French government official (born 1958)

Philippe Mettoux (born 5 September 1958) is a French government official who was the designated Minister of State of Monaco, and was set to assume office on 4 July 2025 before renouncing. He previously worked for SNCF and as a political advisor.

==Biography==
Mettoux was born in 1958 He graduated from the University of Poitiers with a master's degree and later attended the French National School for the Judiciary. He began his career as a prosecutor in several French courts. In 2000, he became the head of the Directorate of Criminal Affairs and Pardons in the French Ministry of Justice, a position he served in for two years.

Afterwards, Mettoux worked in the Central Service for the Prevention of Corruption before becoming a political advisor. He advised Minister of Justice Dominique Perben and then Minister of the Interior and later Prime Minister Dominique de Villepin. He held the title of Advisor to the Prime Minister for Justice from 2005 to 2007. Afterwards, he joined the French Conseil d'État (Council of State). In 2013, he joined SNCF, where he served as legal and compliance director and internal mediator. He also served as the president of SNCF America as well as chairman of the board of directors from 2021.
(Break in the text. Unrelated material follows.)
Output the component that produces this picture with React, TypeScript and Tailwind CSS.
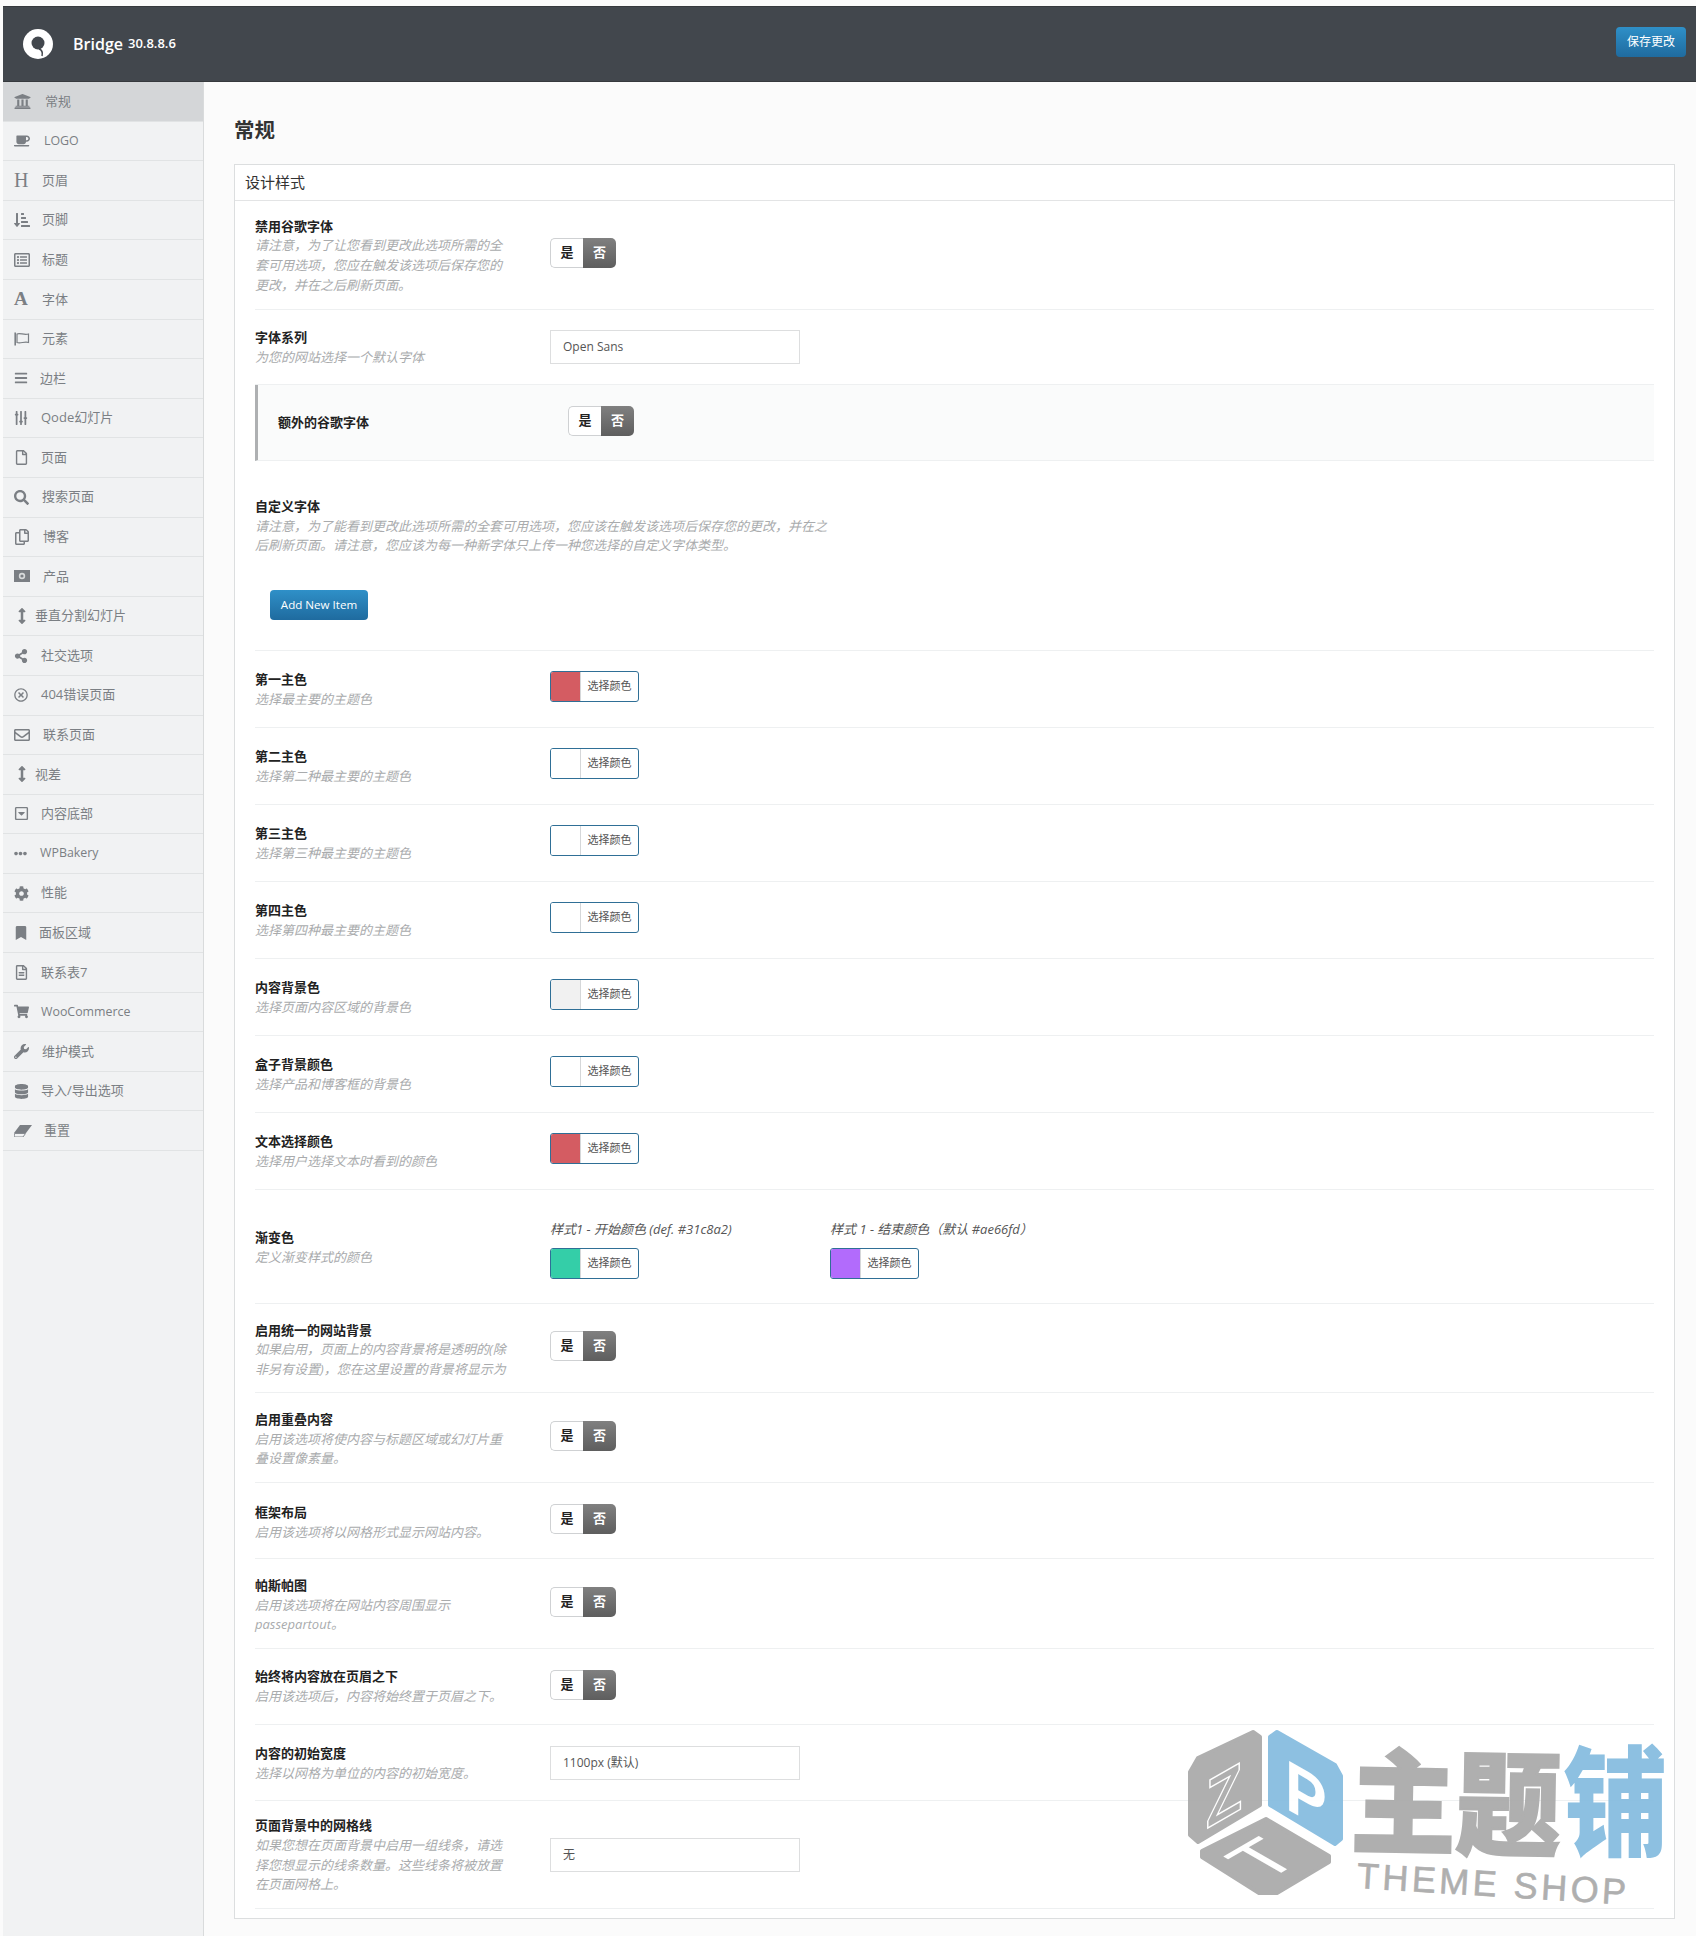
import type { ReactNode } from 'react'
import {
  FaUniversity, FaCoffee, FaSortAmountDownAlt, FaRegListAlt, FaBars, FaSlidersH,
  FaRegFile, FaSearch, FaRegCopy, FaArrowsAltV, FaShareAlt, FaRegTimesCircle, FaRegEnvelope,
  FaRegCaretSquareDown, FaEllipsisH, FaCog, FaBookmark, FaRegFileAlt, FaShoppingCart, FaWrench, FaDatabase,
} from 'react-icons/fa'

const FONT = "font-['Open_Sans','Noto_Sans_CJK_SC',sans-serif]"

function FlagIcon() {
  return (
    <svg viewBox="0 0 16 16" className="w-[16px] h-[16px]" fill="none" stroke="currentColor" strokeWidth="1.2">
      <path d="M1.2 1.5v13" strokeWidth="1.6" />
      <path d="M3 3C6 1.5 10 4.5 14.5 3V11.5C10.5 10 6.5 13 3 11.5Z" />
    </svg>
  )
}

function CashIcon() {
  return (
    <svg viewBox="0 0 16 14" className="w-[16px] h-[14px]">
      <rect x="0" y="1" width="16" height="12" fill="currentColor" />
      <circle cx="8" cy="7" r="3.2" fill="#d8dadb" />
      <circle cx="8" cy="7" r="1.6" fill="currentColor" />
    </svg>
  )
}

function EraserIcon() {
  return (
    <svg viewBox="0 0 18 12" className="w-[18px] h-[12px]">
      <path d="M6 0H18L12 8H0Z" fill="currentColor" />
      <path d="M0.5 8.5H11.5L9 12H0Z" fill="none" stroke="currentColor" strokeWidth="0.9" />
    </svg>
  )
}

const menu: { label: string; icon: ReactNode; slot: string; active?: boolean; latin?: boolean }[] = [
  { label: '常规', icon: <FaUniversity size={17} />, slot: 'w-[31px]', active: true },
  { label: 'LOGO', icon: <FaCoffee size={16} />, slot: 'w-[30px]', latin: true },
  { label: '页眉', icon: <span className="font-['Liberation_Serif',serif] text-[20px] leading-[20px]">H</span>, slot: 'w-[28px]' },
  { label: '页脚', icon: <FaSortAmountDownAlt size={16} />, slot: 'w-[28px]' },
  { label: '标题', icon: <FaRegListAlt size={16} />, slot: 'w-[28px]' },
  { label: '字体', icon: <span className="font-['Liberation_Serif',serif] font-bold text-[19px] leading-[20px]">A</span>, slot: 'w-[28px]' },
  { label: '元素', icon: <FlagIcon />, slot: 'w-[28px]' },
  { label: '边栏', icon: <FaBars size={14} />, slot: 'w-[26px]' },
  { label: 'Qode幻灯片', icon: <FaSlidersH size={14} className="rotate-90" />, slot: 'w-[27px]' },
  { label: '页面', icon: <FaRegFile size={15} />, slot: 'w-[27px]' },
  { label: '搜索页面', icon: <FaSearch size={15} />, slot: 'w-[28px]' },
  { label: '博客', icon: <FaRegCopy size={16} />, slot: 'w-[29px]' },
  { label: '产品', icon: <CashIcon />, slot: 'w-[29px]' },
  { label: '垂直分割幻灯片', icon: <FaArrowsAltV size={16} />, slot: 'w-[21px]' },
  { label: '社交选项', icon: <FaShareAlt size={14} />, slot: 'w-[27px]' },
  { label: '404错误页面', icon: <FaRegTimesCircle size={14} />, slot: 'w-[27px]' },
  { label: '联系页面', icon: <FaRegEnvelope size={16} />, slot: 'w-[29px]' },
  { label: '视差', icon: <FaArrowsAltV size={16} />, slot: 'w-[21px]' },
  { label: '内容底部', icon: <FaRegCaretSquareDown size={15} />, slot: 'w-[27px]' },
  { label: 'WPBakery', icon: <FaEllipsisH size={13} />, slot: 'w-[26px]', latin: true },
  { label: '性能', icon: <FaCog size={15} />, slot: 'w-[27px]' },
  { label: '面板区域', icon: <FaBookmark size={14} />, slot: 'w-[25px]' },
  { label: '联系表7', icon: <FaRegFileAlt size={15} />, slot: 'w-[27px]' },
  { label: 'WooCommerce', icon: <FaShoppingCart size={15} />, slot: 'w-[27px]', latin: true },
  { label: '维护模式', icon: <FaWrench size={15} />, slot: 'w-[28px]' },
  { label: '导入/导出选项', icon: <FaDatabase size={15} />, slot: 'w-[27px]' },
  { label: '重置', icon: <EraserIcon />, slot: 'w-[30px]' },
]

function Toggle() {
  return (
    <div className="flex w-[66px] h-[30px] mb-[4px] text-[13px] font-bold">
      <span className="w-[33px] flex items-center justify-center bg-white border border-r-0 border-[#cfd1d3] rounded-l-[5px] text-[#222]">是</span>
      <span className="w-[33px] flex items-center justify-center rounded-r-[5px] text-white bg-linear-to-b from-[#808080] to-[#5e5e5e]">否</span>
    </div>
  )
}

function ColorPicker({ swatch, up }: { swatch: string; up?: boolean }) {
  return (
    <div className={`flex w-[89px] h-[31px] rounded-[3px] border border-[#2f6f96] overflow-hidden bg-white ${up ? 'mb-[5px]' : ''}`}>
      <span className={`w-[30px] border-r border-[#d5d7d9] ${swatch}`} />
      <span className="flex-1 flex items-center justify-center text-[11px] text-[#555]">选择颜色</span>
    </div>
  )
}

function TextInput({ value }: { value: string }) {
  return (
    <div className="w-[250px] h-[34px] border border-[#dddedf] bg-white px-[12px] flex items-center text-[12px] text-[#555]">
      {value}
    </div>
  )
}

function Label({ title, lines }: { title: string; lines: string[] }) {
  return (
    <div className="leading-[19.6px] text-[13px]">
      <div className="font-bold text-[#222]">{title}</div>
      {lines.map((l) => (
        <div key={l} className="italic text-[#a9abad] whitespace-nowrap">{l}</div>
      ))}
    </div>
  )
}

function Row({ title, lines, height, offset = 'pt-[2px]', children }: { title: string; lines: string[]; height: string; offset?: string; children?: ReactNode }) {
  return (
    <div className={`flex items-center border-b border-[#eef0f1] ${height}`}>
      <div className={`w-[295px] shrink-0 ${offset}`}>
        <Label title={title} lines={lines} />
      </div>
      {children}
    </div>
  )
}

const colorRows = [
  { title: '第一主色', desc: '选择最主要的主题色', swatch: 'bg-[#d45c62]' },
  { title: '第二主色', desc: '选择第二种最主要的主题色', swatch: 'bg-white' },
  { title: '第三主色', desc: '选择第三种最主要的主题色', swatch: 'bg-white' },
  { title: '第四主色', desc: '选择第四种最主要的主题色', swatch: 'bg-white' },
  { title: '内容背景色', desc: '选择页面内容区域的背景色', swatch: 'bg-[#f1f1f1]' },
  { title: '盒子背景颜色', desc: '选择产品和博客框的背景色', swatch: 'bg-white' },
  { title: '文本选择颜色', desc: '选择用户选择文本时看到的颜色', swatch: 'bg-[#d45c62]' },
]

function Watermark() {
  return (
    <div className="absolute left-[1187px] top-[1729px] w-[480px] h-[175px] pointer-events-none opacity-95">
      <svg viewBox="0 0 156 168" className="absolute left-0 top-0 w-[156px] h-[168px]">
        <path d="M66 3 73 8V76L11 113 3 106V43L11 29Z" fill="#ababab" stroke="#ababab" strokeWidth="4" strokeLinejoin="round" />
        <path d="M90 3 148 36 154 47V110L148 115 83 76V8Z" fill="#87bde0" stroke="#87bde0" strokeWidth="4" strokeLinejoin="round" />
        <path d="M79 90 142 127V133L90 164H72L15 128V122Z" fill="#ababab" stroke="#ababab" strokeWidth="4" strokeLinejoin="round" />
        <text transform="matrix(0.87 -0.5 0 1 19 100)" fontFamily="Liberation Sans, sans-serif" fontSize="68" fontWeight="700" fill="#ababab" stroke="#ffffff" strokeWidth="1.6">Z</text>
        <text transform="matrix(0.87 0.5 0 1 98 79)" fontFamily="Liberation Sans, sans-serif" fontSize="72" fontWeight="700" fill="#ffffff">P</text>
        <text transform="matrix(0.87 -0.5 0.87 0.5 78 153)" fontFamily="Liberation Sans, sans-serif" fontSize="72" fill="#ffffff">T</text>
      </svg>
      <span className="absolute left-[164px] top-[9px] text-[105px] leading-[116px] font-black text-[#ababab] font-['Noto_Sans_CJK_SC',sans-serif] [-webkit-text-stroke:2px_#ababab] whitespace-nowrap rotate-1 scale-y-[1.08]">主题</span>
      <span className="absolute left-[376px] top-[8px] text-[105px] leading-[116px] font-black text-[#87bde0] font-['Noto_Sans_CJK_SC',sans-serif] scale-y-[1.14]">铺</span>
      <span className="absolute left-[170px] top-[127px] text-[36px] leading-[40px] tracking-[3.5px] text-[#ababab] font-['Liberation_Sans',sans-serif] [-webkit-text-stroke:0.6px_#ababab] whitespace-nowrap origin-left rotate-[3.5deg]">THEME SHOP</span>
    </div>
  )
}

export default function App() {
  return (
    <div className={`relative h-[1936px] w-[1696px] overflow-hidden bg-[#fbfbfb] pt-[6px] pl-[3px] ${FONT}`}>
      {/* Header */}
      <header className="h-[76px] bg-[#42474d] flex items-center justify-between pl-[20px] pr-[10px] border-y border-[#36393d]">
        <div className="flex items-center">
          <svg viewBox="0 0 30 30" className="w-[30px] h-[30px]">
            <circle cx="15" cy="15" r="15" fill="#fff" />
            <circle cx="15" cy="14" r="6.5" fill="#42474d" />
            <path d="M16 20c3 1 4 3 3 7" fill="none" stroke="#42474d" strokeWidth="1.5" />
          </svg>
          <span className="ml-[20px] text-[16px] font-semibold text-white">Bridge</span>
          <span className="ml-[5px] text-[13px] font-semibold text-white">30.8.8.6</span>
        </div>
        <button className="w-[70px] h-[30px] rounded-[4px] text-[12px] text-white bg-linear-to-b from-[#2f90c8] to-[#1f6b9f] mt-[-4px]">保存更改</button>
      </header>

      <div className="flex">
        {/* Sidebar */}
        <aside className="w-[201px] h-[1854px] shrink-0 bg-[#f1f2f3] border-r border-[#d9dbdc]">
          {menu.map((m) => (
            <div
              key={m.label}
              className={`h-[39.6px] flex items-center pl-[11px] border-b border-[#e1e3e4] text-[#7b7f84] ${m.latin ? 'text-[12.4px]' : 'text-[13px]'} ${m.active ? 'bg-[#d4d6d8]' : ''}`}
            >
              <span className={`${m.slot} shrink-0 flex items-center`}>{m.icon}</span>
              <span>{m.label}</span>
            </div>
          ))}
        </aside>

        {/* Main */}
        <main className="flex-1 pl-[30px] pr-[21px]">
          <h1 className="pt-[36px] h-[82px] text-[20.5px] leading-[24px] font-bold text-[#333]">常规</h1>
          <section className="h-[1755px] bg-white border border-[#dcdedf]">
            <div className="h-[36px] flex items-center pl-[10px] border-b border-[#e3e4e5] text-[15px] text-[#333]">设计样式</div>
            <div className="pl-[20px] pr-[20px]">
              <Row
                title="禁用谷歌字体"
                lines={['请注意，为了让您看到更改此选项所需的全', '套可用选项，您应在触发该选项后保存您的', '更改，并在之后刷新页面。']}
                height="h-[109px]"
              >
                <Toggle />
              </Row>
              <Row title="字体系列" lines={['为您的网站选择一个默认字体']} height="h-[75px]">
                <TextInput value="Open Sans" />
              </Row>

              <div className="h-[76px] flex items-center bg-[#fafbfb] border-l-[3px] border-b border-l-[#aeb0b2] border-b-[#eef0f1] pl-[20px]">
                <div className="w-[290px] text-[13px] font-bold text-[#222]">额外的谷歌字体</div>
                <Toggle />
              </div>

              <div className="h-[190px] pt-[36px] border-b border-[#eef0f1]">
                <Label
                  title="自定义字体"
                  lines={['请注意，为了能看到更改此选项所需的全套可用选项，您应该在触发该选项后保存您的更改，并在之', '后刷新页面。请注意，您应该为每一种新字体只上传一种您选择的自定义字体类型。']}
                />
                <button className="mt-[34px] ml-[15px] w-[98px] h-[30px] rounded-[4px] text-[11.6px] text-white bg-linear-to-b from-[#2f90c8] to-[#1f6b9f]">Add New Item</button>
              </div>

              {colorRows.map((r) => (
                <Row key={r.title} title={r.title} lines={[r.desc]} height="h-[77px]">
                  <ColorPicker swatch={r.swatch} up />
                </Row>
              ))}

              <Row title="渐变色" lines={['定义渐变样式的颜色']} height="h-[114px]">
                <div className="flex pt-[5px]">
                  <div className="w-[280px]">
                    <div className="text-[13px] leading-[20px] italic text-[#555] mb-[9px]">样式1 - 开始颜色 (def. #31c8a2)</div>
                    <ColorPicker swatch="bg-[#34cea8]" />
                  </div>
                  <div>
                    <div className="text-[13px] leading-[20px] italic text-[#555] mb-[9px]">样式 1 - 结束颜色（默认 #ae66fd）</div>
                    <ColorPicker swatch="bg-[#b26bfc]" />
                  </div>
                </div>
              </Row>

              <Row title="启用统一的网站背景" lines={['如果启用，页面上的内容背景将是透明的(除', '非另有设置)，您在这里设置的背景将显示为']} height="h-[89px]" offset="pt-[4px]">
                <Toggle />
              </Row>
              <Row title="启用重叠内容" lines={['启用该选项将使内容与标题区域或幻灯片重', '叠设置像素量。']} height="h-[90px]" offset="pt-[4px]">
                <Toggle />
              </Row>
              <Row title="框架布局" lines={['启用该选项将以网格形式显示网站内容。']} height="h-[76px]" offset="pt-[4px]">
                <Toggle />
              </Row>
              <Row title="帕斯帕图" lines={['启用该选项将在网站内容周围显示', 'passepartout。']} height="h-[90px]" offset="pt-[4px]">
                <Toggle />
              </Row>
              <Row title="始终将内容放在页眉之下" lines={['启用该选项后，内容将始终置于页眉之下。']} height="h-[76px]" offset="pt-0">
                <Toggle />
              </Row>
              <Row title="内容的初始宽度" lines={['选择以网格为单位的内容的初始宽度。']} height="h-[76px]">
                <TextInput value="1100px (默认)" />
              </Row>
              <Row
                title="页面背景中的网格线"
                lines={['如果您想在页面背景中启用一组线条，请选', '择您想显示的线条数量。这些线条将被放置', '在页面网格上。']}
                height="h-[108px]"
              >
                <TextInput value="无" />
              </Row>
            </div>
          </section>
        </main>
      </div>

      <Watermark />
    </div>
  )
}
On 4 June 2025, he was appointed by Albert II as the new Minister of State of Monaco, to assume office on 4 July, succeeding acting minister Isabelle Berro-Amadeï, who assumed office in January 2025 following the death of Didier Guillaume. On 26 June 2025, Mettoux gave up his tenure before assuming the office, because "negative and contrary forces at work to perpetuate the archaic practices of the past and prevent it from carrying out [his] mission".